*DIRECTIONS*.
Which lines in the material below contain the word "this"? Copy each of them.

*RECORDED INFORMATION*.
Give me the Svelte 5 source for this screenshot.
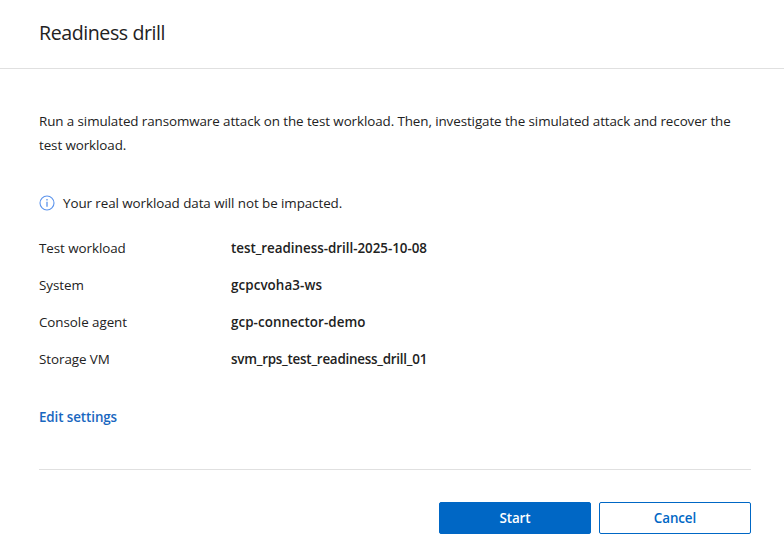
--
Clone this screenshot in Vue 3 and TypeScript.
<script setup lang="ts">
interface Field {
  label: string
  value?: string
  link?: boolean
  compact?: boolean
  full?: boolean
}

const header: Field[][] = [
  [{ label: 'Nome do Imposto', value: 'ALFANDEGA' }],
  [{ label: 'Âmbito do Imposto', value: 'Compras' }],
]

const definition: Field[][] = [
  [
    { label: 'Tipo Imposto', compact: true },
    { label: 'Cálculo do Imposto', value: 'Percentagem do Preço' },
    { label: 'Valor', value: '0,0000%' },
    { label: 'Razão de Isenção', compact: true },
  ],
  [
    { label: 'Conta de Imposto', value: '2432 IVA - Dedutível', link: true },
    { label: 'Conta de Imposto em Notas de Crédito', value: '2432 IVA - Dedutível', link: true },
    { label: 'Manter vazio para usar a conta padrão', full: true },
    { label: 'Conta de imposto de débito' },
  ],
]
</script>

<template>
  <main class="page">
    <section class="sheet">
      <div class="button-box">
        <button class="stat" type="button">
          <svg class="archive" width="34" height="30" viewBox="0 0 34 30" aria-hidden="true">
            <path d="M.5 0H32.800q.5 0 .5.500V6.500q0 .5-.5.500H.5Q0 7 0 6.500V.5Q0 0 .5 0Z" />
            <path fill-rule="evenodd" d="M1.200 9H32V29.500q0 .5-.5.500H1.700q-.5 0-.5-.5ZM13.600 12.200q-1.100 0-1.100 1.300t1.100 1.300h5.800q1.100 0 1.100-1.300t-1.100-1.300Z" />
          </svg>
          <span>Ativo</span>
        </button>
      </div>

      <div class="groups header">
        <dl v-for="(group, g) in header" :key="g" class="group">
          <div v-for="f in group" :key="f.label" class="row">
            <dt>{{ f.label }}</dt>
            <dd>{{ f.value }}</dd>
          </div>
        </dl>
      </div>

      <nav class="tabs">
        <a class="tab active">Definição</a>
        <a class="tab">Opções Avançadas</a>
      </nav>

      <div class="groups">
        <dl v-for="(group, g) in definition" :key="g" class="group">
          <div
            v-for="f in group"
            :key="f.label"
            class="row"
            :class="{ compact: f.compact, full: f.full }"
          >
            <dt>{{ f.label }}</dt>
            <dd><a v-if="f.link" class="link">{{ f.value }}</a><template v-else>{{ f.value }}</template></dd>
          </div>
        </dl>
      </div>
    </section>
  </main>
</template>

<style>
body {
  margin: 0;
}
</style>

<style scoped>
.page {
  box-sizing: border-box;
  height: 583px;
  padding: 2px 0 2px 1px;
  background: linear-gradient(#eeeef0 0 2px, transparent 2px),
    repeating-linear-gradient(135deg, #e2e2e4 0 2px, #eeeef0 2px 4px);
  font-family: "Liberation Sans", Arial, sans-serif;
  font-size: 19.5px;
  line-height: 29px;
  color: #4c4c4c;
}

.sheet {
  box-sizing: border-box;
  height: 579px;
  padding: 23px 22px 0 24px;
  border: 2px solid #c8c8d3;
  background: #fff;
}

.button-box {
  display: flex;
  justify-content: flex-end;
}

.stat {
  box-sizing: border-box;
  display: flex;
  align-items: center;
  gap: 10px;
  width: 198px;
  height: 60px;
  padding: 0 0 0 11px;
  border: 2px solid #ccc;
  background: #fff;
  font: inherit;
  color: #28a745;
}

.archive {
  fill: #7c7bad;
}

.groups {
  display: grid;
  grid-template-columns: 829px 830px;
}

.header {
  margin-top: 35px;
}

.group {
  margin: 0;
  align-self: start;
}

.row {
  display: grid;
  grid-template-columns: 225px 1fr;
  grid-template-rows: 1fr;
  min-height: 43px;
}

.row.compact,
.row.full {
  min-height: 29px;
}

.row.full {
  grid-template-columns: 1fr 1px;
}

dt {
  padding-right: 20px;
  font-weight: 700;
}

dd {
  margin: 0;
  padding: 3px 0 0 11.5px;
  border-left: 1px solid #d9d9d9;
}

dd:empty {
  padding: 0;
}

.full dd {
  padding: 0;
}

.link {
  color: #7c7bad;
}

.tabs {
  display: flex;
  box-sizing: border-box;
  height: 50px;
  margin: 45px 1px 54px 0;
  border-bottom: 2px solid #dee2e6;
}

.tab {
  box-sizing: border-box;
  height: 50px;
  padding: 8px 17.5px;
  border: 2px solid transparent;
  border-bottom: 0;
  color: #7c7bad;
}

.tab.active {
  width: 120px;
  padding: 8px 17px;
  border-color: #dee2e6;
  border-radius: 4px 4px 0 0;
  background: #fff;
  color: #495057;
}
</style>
--
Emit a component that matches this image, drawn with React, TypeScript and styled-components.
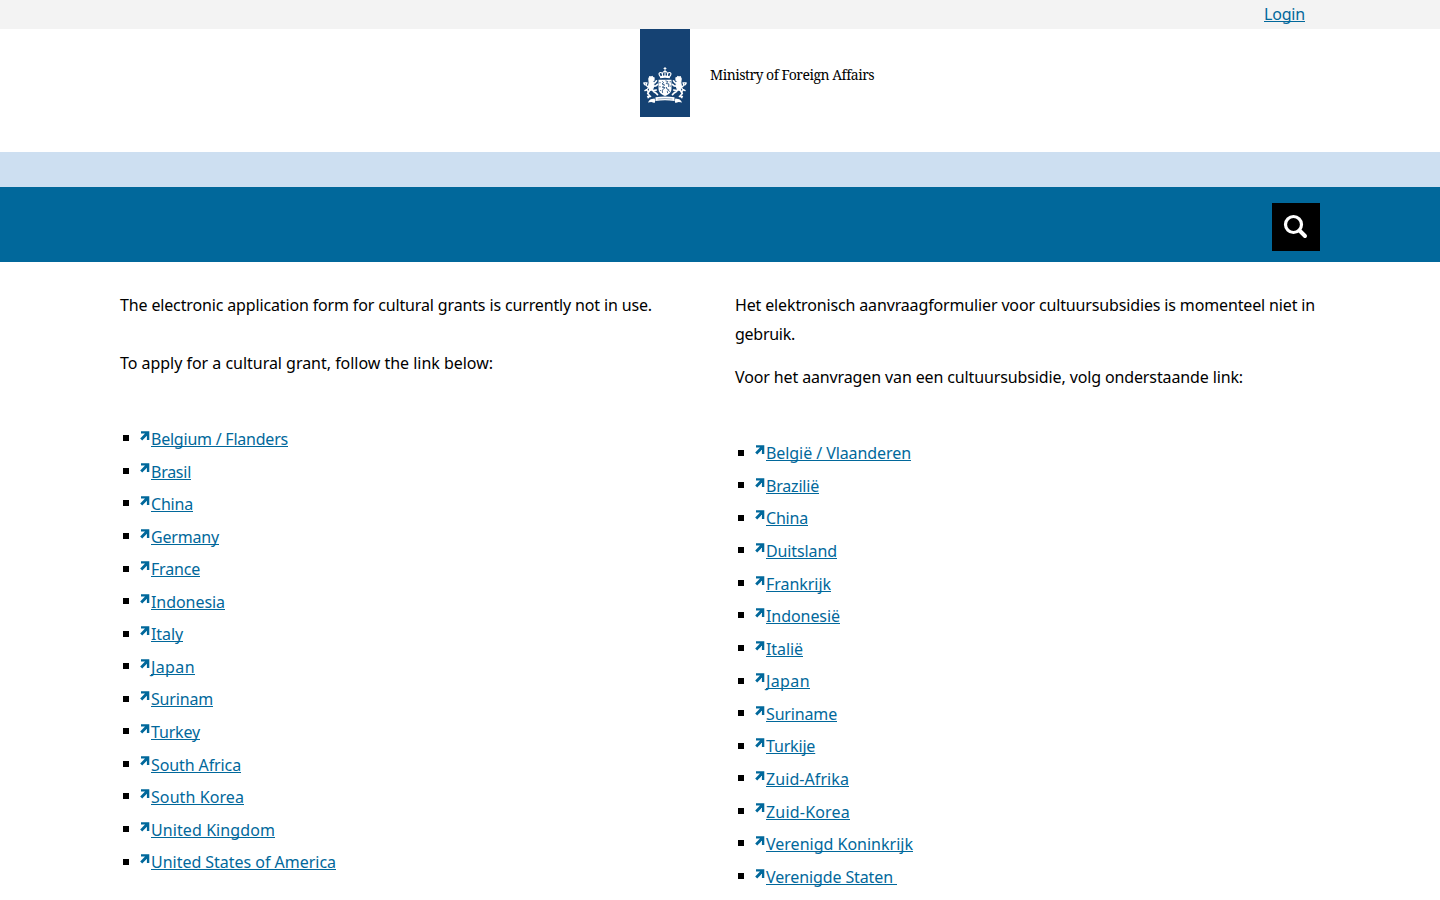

*OUTPUT OF THE TASK*.
Give me the Svelte 5 source for this screenshot.
Clone this screenshot in Vue 3 and TypeScript.
Emit a component that matches this image, drawn with React, TypeScript and styled-components.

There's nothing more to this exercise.